Но в тот костер, что согревает страсти,
Они послали почему-то вас…
И герцога Вероны, что поставлен
Над всеми, чтоб порядок и закон
Царил здесь, я молю простить!
Поскольку
Порядка нет… закон не соблюдают…
Но герцог ваш не умер от стыда!…
(Неожиданно резко меняет тон, обращаясь к траурной процессии.)
А теперь несколько слов вам, достопочтенные семьи Монтекки и Капулетти! Мертвые не отвечают, живые не слушают. Вы – посредине! Еще не умерли, уже – не живете! Ибо существование, отравленное ненавистью, не есть жизнь! Я должен бы выслать вас всех из Вероны, но не могу взять на себя грех перед другими городами Италии! В последний раз, над телами двух безвинных детей буду просить… (Опускается на колени). Мой возраст старше. Мой род – именитей! Но я смиренно молю вас: забудьте прошлые обиды и в «знак мира и согласия пожмите друг другу руки! Синьор Капулетти… Синьор Монтекки!
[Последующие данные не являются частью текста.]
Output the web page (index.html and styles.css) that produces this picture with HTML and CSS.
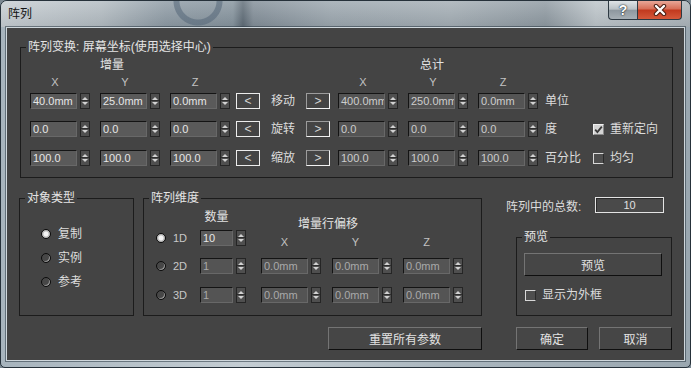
FILE: index.html
```html
<!DOCTYPE html>
<html lang="zh-CN">
<head>
<meta charset="utf-8">
<title>阵列</title>
<link rel="stylesheet" href="styles.css">
</head>
<body>
<div class="window">
  <div class="titlebar">
    <span class="title">阵列</span>
    <div class="caption">
      <span class="cbtn help">?</span>
      <span class="cbtn close"><svg width="16" height="12" viewBox="0 0 16 12"><path d="M4 2 L12 10 M12 2 L4 10" stroke="#4a1e12" stroke-width="4.4" stroke-linecap="round"/><path d="M4 2 L12 10 M12 2 L4 10" stroke="#fff" stroke-width="2.4" stroke-linecap="round"/></svg></span>
    </div>
  </div>
  <div class="client">
    <fieldset class="group g1">
      <legend>阵列变换: 屏幕坐标(使用选择中心)</legend>
      <div class="g1-body">
        <div class="heads"><span class="h-inc">增量</span><span class="h-tot">总计</span></div>
        <div class="axes"><span>X</span><span>Y</span><span>Z</span><span class="axr">X</span><span>Y</span><span>Z</span></div>
        <div class="trow first">
          <div class="fgroup">
            <span class="field"><span class="inp">40.0mm</span><span class="spin"></span></span>
            <span class="field"><span class="inp">25.0mm</span><span class="spin"></span></span>
            <span class="field"><span class="inp">0.0mm</span><span class="spin"></span></span>
          </div>
          <span class="arr l">&lt;</span><span class="op">移动</span><span class="arr r">&gt;</span>
          <div class="fgroup right">
            <span class="field"><span class="inp dim">400.0mm</span><span class="spin"></span></span>
            <span class="field"><span class="inp dim">250.0mm</span><span class="spin"></span></span>
            <span class="field"><span class="inp dim">0.0mm</span><span class="spin"></span></span>
          </div>
          <span class="unit">单位</span>
        </div>
        <div class="trow">
          <div class="fgroup">
            <span class="field"><span class="inp">0.0</span><span class="spin"></span></span>
            <span class="field"><span class="inp">0.0</span><span class="spin"></span></span>
            <span class="field"><span class="inp">0.0</span><span class="spin"></span></span>
          </div>
          <span class="arr l">&lt;</span><span class="op">旋转</span><span class="arr r">&gt;</span>
          <div class="fgroup right">
            <span class="field"><span class="inp dim">0.0</span><span class="spin"></span></span>
            <span class="field"><span class="inp dim">0.0</span><span class="spin"></span></span>
            <span class="field"><span class="inp dim">0.0</span><span class="spin"></span></span>
          </div>
          <span class="unit">度</span>
          <span class="chk"><span class="box on"><svg width="9" height="9" viewBox="0 0 9 9"><path d="M1.2 4.6 L3.4 7 L7.8 1.6" fill="none" stroke="#3a3a3a" stroke-width="1.8"/></svg></span>重新定向</span>
        </div>
        <div class="trow last">
          <div class="fgroup">
            <span class="field"><span class="inp">100.0</span><span class="spin"></span></span>
            <span class="field"><span class="inp">100.0</span><span class="spin"></span></span>
            <span class="field"><span class="inp">100.0</span><span class="spin"></span></span>
          </div>
          <span class="arr l">&lt;</span><span class="op">缩放</span><span class="arr r">&gt;</span>
          <div class="fgroup right">
            <span class="field"><span class="inp dim">100.0</span><span class="spin"></span></span>
            <span class="field"><span class="inp dim">100.0</span><span class="spin"></span></span>
            <span class="field"><span class="inp dim">100.0</span><span class="spin"></span></span>
          </div>
          <span class="unit">百分比</span>
          <span class="chk"><span class="box"></span>均匀</span>
        </div>
      </div>
    </fieldset>

    <div class="mid">
      <fieldset class="group g2">
        <legend>对象类型</legend>
        <div class="g2-body">
          <div class="rad-row"><span class="radio on"></span>复制</div>
          <div class="rad-row"><span class="radio"></span>实例</div>
          <div class="rad-row"><span class="radio"></span>参考</div>
        </div>
      </fieldset>

      <fieldset class="group g3">
        <legend>阵列维度</legend>
        <div class="g3-body">
          <div class="g3-top">
            <div class="g3-left">
              <div class="qty-head">数量</div>
              <div class="drow d1">
                <span class="dcell"><span class="radio on"></span>1D</span>
                <span class="field cnt"><span class="inp">10</span><span class="spin"></span></span>
              </div>
            </div>
            <div class="g3-right">
              <div class="off-head">增量行偏移</div>
              <div class="off-axes"><span>X</span><span>Y</span><span>Z</span></div>
            </div>
          </div>
          <div class="drow">
            <span class="dcell"><span class="radio"></span>2D</span>
            <span class="field cnt"><span class="inp off">1</span><span class="spin"></span></span>
            <div class="dfields">
              <span class="field"><span class="inp off">0.0mm</span><span class="spin"></span></span>
              <span class="field"><span class="inp off">0.0mm</span><span class="spin"></span></span>
              <span class="field"><span class="inp off">0.0mm</span><span class="spin"></span></span>
            </div>
          </div>
          <div class="drow d3">
            <span class="dcell"><span class="radio"></span>3D</span>
            <span class="field cnt"><span class="inp off">1</span><span class="spin"></span></span>
            <div class="dfields">
              <span class="field"><span class="inp off">0.0mm</span><span class="spin"></span></span>
              <span class="field"><span class="inp off">0.0mm</span><span class="spin"></span></span>
              <span class="field"><span class="inp off">0.0mm</span><span class="spin"></span></span>
            </div>
          </div>
        </div>
      </fieldset>

      <div class="rcol">
        <div class="total"><span class="total-label">阵列中的总数:</span><span class="total-box">10</span></div>
        <fieldset class="group g4">
          <legend>预览</legend>
          <div class="g4-body">
            <div class="btn preview">预览</div>
            <div class="chk chk-row"><span class="box"></span>显示为外框</div>
          </div>
        </fieldset>
      </div>
    </div>

    <div class="bottom">
      <div class="btn reset">重置所有参数</div>
      <div class="btn ok">确定</div>
      <div class="btn cancel">取消</div>
    </div>
  </div>
</div>
</body>
</html>
```

FILE: styles.css
```css
* { box-sizing: border-box; }
html, body { margin: 0; padding: 0; }
body {
  width: 691px;
  height: 368px;
  overflow: hidden;
  background: #7a8791;
  font-family: "Liberation Sans", "Noto Sans CJK SC", sans-serif;
  font-size: 12px;
  color: #dadada;
}

.window {
  width: 691px;
  height: 368px;
  border: 1px solid #26313a;
  border-radius: 7px 7px 5px 5px;
  background: linear-gradient(to right, #a7b4bd 0%, #c4cdd3 35%, #aab6be 65%, #9aa7b0 100%);
  display: flex;
  flex-direction: column;
  overflow: hidden;
}

.titlebar {
  height: 26px;
  flex: none;
  display: flex;
  align-items: flex-start;
  background:
    radial-gradient(circle at 197px 0px, rgba(0,0,0,0) 0 18px, rgba(84,102,120,.55) 19px 24px, rgba(0,0,0,0) 25px),
    linear-gradient(to bottom, rgba(255,255,255,.18), rgba(0,0,0,.06)),
    linear-gradient(to right, #c6cdd2 0px, #b2bbc1 100px, #8d9aa4 165px, #85939d 232px, #5e6b76 242px, #818d97 252px, #9ba6ae 330px, #a3adb4 450px, #8e99a1 545px, #bcc4c9 595px, #aab3b9 691px);
}
.title {
  margin: 6px 0 0 7px;
  line-height: 14px;
  color: #141414;
  font-size: 12px;
}
.caption {
  margin-left: auto;
  margin-right: 8px;
  display: flex;
}
.cbtn {
  height: 19px;
  display: flex;
  align-items: center;
  justify-content: center;
  border: 1px solid #2d3942;
  border-top: none;
}
.help {
  width: 29px;
  border-right: none;
  border-radius: 0 0 0 4px;
  background: linear-gradient(#dfe4e7 0%, #b9c1c6 45%, #8e989f 52%, #a6afb5 100%);
  color: #fff;
  font: bold 14px/17px "Liberation Sans", sans-serif;
  text-shadow: 0 0 2px #1c252c, 0 0 1px #1c252c;
}
.close {
  width: 45px;
  border-radius: 0 0 4px 0;
  background: linear-gradient(#e9a797 0%, #d8715a 42%, #c23a1f 52%, #d5583a 100%);
}

.client {
  flex: none;
  height: 334px;
  margin: 0 5px;
  border: 1px solid #cfd7dc;
  box-shadow: 0 0 0 1px rgba(40, 55, 66, .55);
  background: #444444;
  padding-top: 12px;
}

.group {
  margin: 0;
  padding: 0;
  min-width: 0;
  border: 1px solid #1c1c1c;
}
legend {
  margin-left: 5px;
  padding: 0 2px;
  line-height: 14px;
  font-size: 12px;
  color: #e4e4e4;
}

.g1 { margin-left: 13px; width: 653px; }
.g1-body { padding: 4px 0 11px 9px; }
.heads { display: flex; height: 14px; line-height: 14px; color: #e2e2e2; }
.h-inc { margin-left: 70px; }
.h-tot { margin-left: 296px; }
.axes {
  display: flex;
  margin-top: 3px;
  height: 14px;
  line-height: 14px;
  font-size: 11px;
  color: #c2c2c2;
}
.axes span { width: 50px; margin-right: 20px; text-align: center; }
.axes .axr { margin-left: 98px; }

.trow { display: flex; align-items: center; height: 16px; margin-top: 12px; }
.trow.first { margin-top: 4px; }
.trow.last { margin-top: 13px; }

.fgroup { display: flex; gap: 10px; }
.fgroup.right { margin-left: 8px; }

.field { display: flex; gap: 3px; width: 60px; flex: none; }
.inp {
  width: 47px;
  height: 16px;
  flex: none;
  background: #5a5a5a;
  border: 1px solid;
  border-color: #141414 #686868 #686868 #141414;
  color: #e6e6e6;
  font-size: 11px;
  line-height: 14px;
  padding-left: 2px;
  white-space: nowrap;
  overflow: hidden;
}
.inp.dim { background: #545454; color: #cdcdcd; }
.inp.off { background: #545454; color: #a9a9a9; }
.spin {
  width: 10px;
  height: 16px;
  flex: none;
  display: flex;
  flex-direction: column;
  align-items: center;
  justify-content: space-evenly;
  border: 1px solid #252525;
  background: linear-gradient(#4f4f4f 0 6px, #2e2e2e 6px 7px, #4f4f4f 7px);
}
.spin::before {
  content: "";
  border: solid transparent;
  border-width: 0 3px 3px;
  border-bottom-color: #d2d2d2;
}
.spin::after {
  content: "";
  border: solid transparent;
  border-width: 3px 3px 0;
  border-top-color: #d2d2d2;
}

.arr {
  width: 24px;
  height: 16px;
  flex: none;
  display: flex;
  align-items: center;
  justify-content: center;
  border: 1px solid #ececec;
  color: #d6d6d6;
  font-size: 12px;
  line-height: 14px;
}
.arr.l { margin-left: 6px; }
.arr.r { border-color: #9c9c9c #f2f2f2 #f2f2f2 #9c9c9c; }
.op { width: 46px; text-align: center; color: #dcdcdc; line-height: 16px; }
.unit { width: 48px; margin-left: 7px; color: #dcdcdc; line-height: 16px; }

.chk { display: flex; align-items: center; gap: 6px; color: #dcdcdc; line-height: 14px; }
.box {
  width: 11px;
  height: 11px;
  flex: none;
  display: flex;
  align-items: center;
  justify-content: center;
  background: #4e4e4e;
  border: 1px solid;
  border-color: #d8d8d8 #2a2a2a #d8d8d8 #d8d8d8;
}
.box.on { background: #d4d4d4; border-color: #f0f0f0 #8a8a8a #8a8a8a #f0f0f0; }

.mid { display: flex; align-items: flex-start; margin-top: 13px; }

.g2 { margin-left: 12px; width: 115px; }
.g2-body { padding: 22px 0 26px 21px; display: flex; flex-direction: column; gap: 10px; }
.rad-row { display: flex; align-items: center; gap: 7px; height: 14px; line-height: 14px; color: #dcdcdc; }

.radio {
  width: 10px;
  height: 10px;
  flex: none;
  border-radius: 50%;
  border: 1px solid #0c0c0c;
  background: #474747;
  box-shadow: inset -1px -1px 0 #9a9a9a;
}
.radio.on {
  background: radial-gradient(circle, #f6f6f6 0 2px, #bdbdbd 3px);
  box-shadow: none;
}

.g3 { margin-left: 9px; width: 339px; }
.g3-body { padding-bottom: 12px; }
.g3-top { display: flex; height: 53px; }
.g3-left { width: 102px; padding-top: 5px; }
.qty-head { margin-left: 56px; width: 33px; text-align: center; line-height: 14px; color: #e2e2e2; }
.g3-left .drow { margin-top: 6px; }
.g3-right { margin-left: 15px; padding-top: 12px; }
.off-head { margin-left: 37px; line-height: 14px; color: #e2e2e2; }
.off-axes { display: flex; margin-top: 4px; line-height: 14px; font-size: 11px; color: #c2c2c2; }
.off-axes span { width: 47px; margin-right: 24px; text-align: center; }

.drow { display: flex; align-items: center; height: 16px; }
.drow.d3 { margin-top: 13px; }
.dcell {
  margin-left: 12px;
  width: 44px;
  flex: none;
  display: flex;
  align-items: center;
  gap: 7px;
  font-size: 11px;
  color: #c8c8c8;
}
.field.cnt { width: 46px; }
.field.cnt .inp { width: 33px; }
.dfields { margin-left: 15px; display: flex; gap: 11px; }

.rcol { width: 202px; display: flex; flex-direction: column; }
.total { display: flex; align-items: center; height: 16px; margin-top: 6px; padding-left: 24px; }
.total-label { width: 89px; color: #dcdcdc; }
.total-box {
  width: 69px;
  height: 16px;
  border: 1px solid #e4e4e4;
  box-shadow: inset 1px 1px 0 #2a2a2a;
  background: #4a4a4a;
  text-align: center;
  font-size: 11px;
  line-height: 14px;
  color: #e0e0e0;
}
.g4 { margin-top: 17px; margin-left: 34px; width: 156px; }
.g4-body { padding: 9px 0 13px 7px; }
.chk-row { margin-top: 12px; padding-left: 1px; height: 14px; }

.btn {
  height: 23px;
  display: flex;
  align-items: center;
  justify-content: center;
  background: #464646;
  border: 1px solid;
  border-color: #747474 #0f0f0f #0f0f0f #747474;
  color: #e2e2e2;
  font-size: 12px;
}
.btn.preview { width: 138px; }

.bottom { display: flex; margin-top: 11px; }
.reset { margin-left: 321px; width: 154px; }
.ok { margin-left: 34px; width: 72px; }
.cancel { margin-left: 11px; width: 73px; }
```
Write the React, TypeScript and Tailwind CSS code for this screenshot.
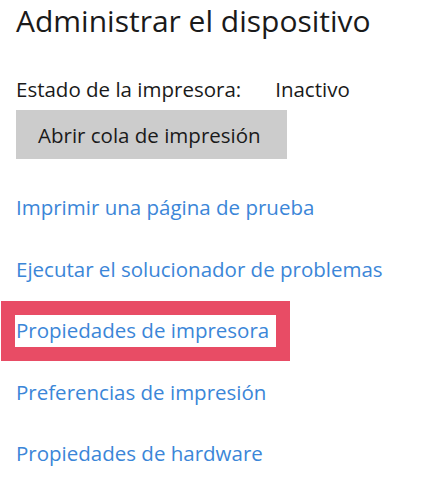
import React from "react";

const links = [
  { label: "Imprimir una página de prueba" },
  { label: "Ejecutar el solucionador de problemas" },
  { label: "Propiedades de impresora", highlight: true },
  { label: "Preferencias de impresión" },
  { label: "Propiedades de hardware" },
];

export default function App() {
  return (
    <div
      className="min-h-[482px] w-[442px] bg-white pl-4 text-[#1a1a1a]"
      style={{ fontFamily: '"Open Sans", "Noto Sans", sans-serif' }}
    >
      {/* Titulo */}
      <h1 className="text-[30px] font-normal leading-[42px]">Administrar el dispositivo</h1>

      {/* Estado */}
      <div className="mt-[33px] flex text-[20.5px] leading-[28px]">
        <span>Estado de la impresora:</span>
        <span className="ml-[34px]">Inactivo</span>
      </div>

      <button className="mt-[7px] flex h-[49px] w-[271px] items-center bg-[#cccccc] pl-[22px] text-[20.5px] leading-[28px] text-[#1a1a1a]">
        Abrir cola de impresión
      </button>

      {/* Enlaces */}
      <div className="mt-[34px] flex flex-col items-start gap-[33.5px] text-[20.5px] leading-[28px] text-[#3b86d8]">
        {links.map((l) =>
          l.highlight ? (
            <a
              key={l.label}
              href="#"
              className="-mt-[15px] -mb-[17px] -ml-[15px] block w-[289px] border-[14px] border-[#e84c65] bg-white pt-px pb-[3px] pl-px"
            >
              {l.label}
            </a>
          ) : (
            <a key={l.label} href="#" className="block">
              {l.label}
            </a>
          )
        )}
      </div>
    </div>
  );
}
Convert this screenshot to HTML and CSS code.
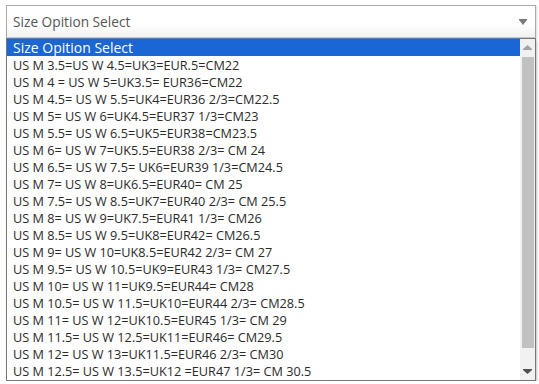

Капулетти. Ваше высочество, я, собственно, никогда и не отказывался… Моя жена – синьора Капулетти, тоже!… И если синьор и синьора Монтекки согласны, мы бы могли показать пример другим парам… Герцог. Вы, Монтекки?
Монтекки (мрачно). Ваше высочество… К сожалению, моя супруга, синьора Монтекки, не выдержав случившегося, вчера ночью скончалась… Так что парная симметрия, о которой так размечтался достопочтенный синьор Капулетти, вряд ли возможна…
Синьора Капулетти. Примите наши соболезнования, синьор Монтекки! Но должна отметить, что даже такую печальную новость вы умудрились сообщить со свойственной вам желчной иронией!
Монтекки. Моя ирония, достопочтенная синьора Капулетти, отступает перед вашей чудовищной способностью обижаться!
Капулетти. Я бы просил вас, синьор, разговаривать с моей женой учтивей! Какой пример вы подаете молодым?
Капулетти. Да как вы смеете?! Герцог (устало). Синьор Монтекки, я же просил… Монтекки. Уверяю вас, ваше высочество, я никого и не хотел обидеть… Что ж здесь дурного, если в роду и были портные? Иисус Христос из рода плотников – и не стеснялся! А что касается молодых Монтекки, то, я думаю, у них свои головы на плечах! Они сами выберут примеры для подражания. (Бенволио). Не правда ли, племянник?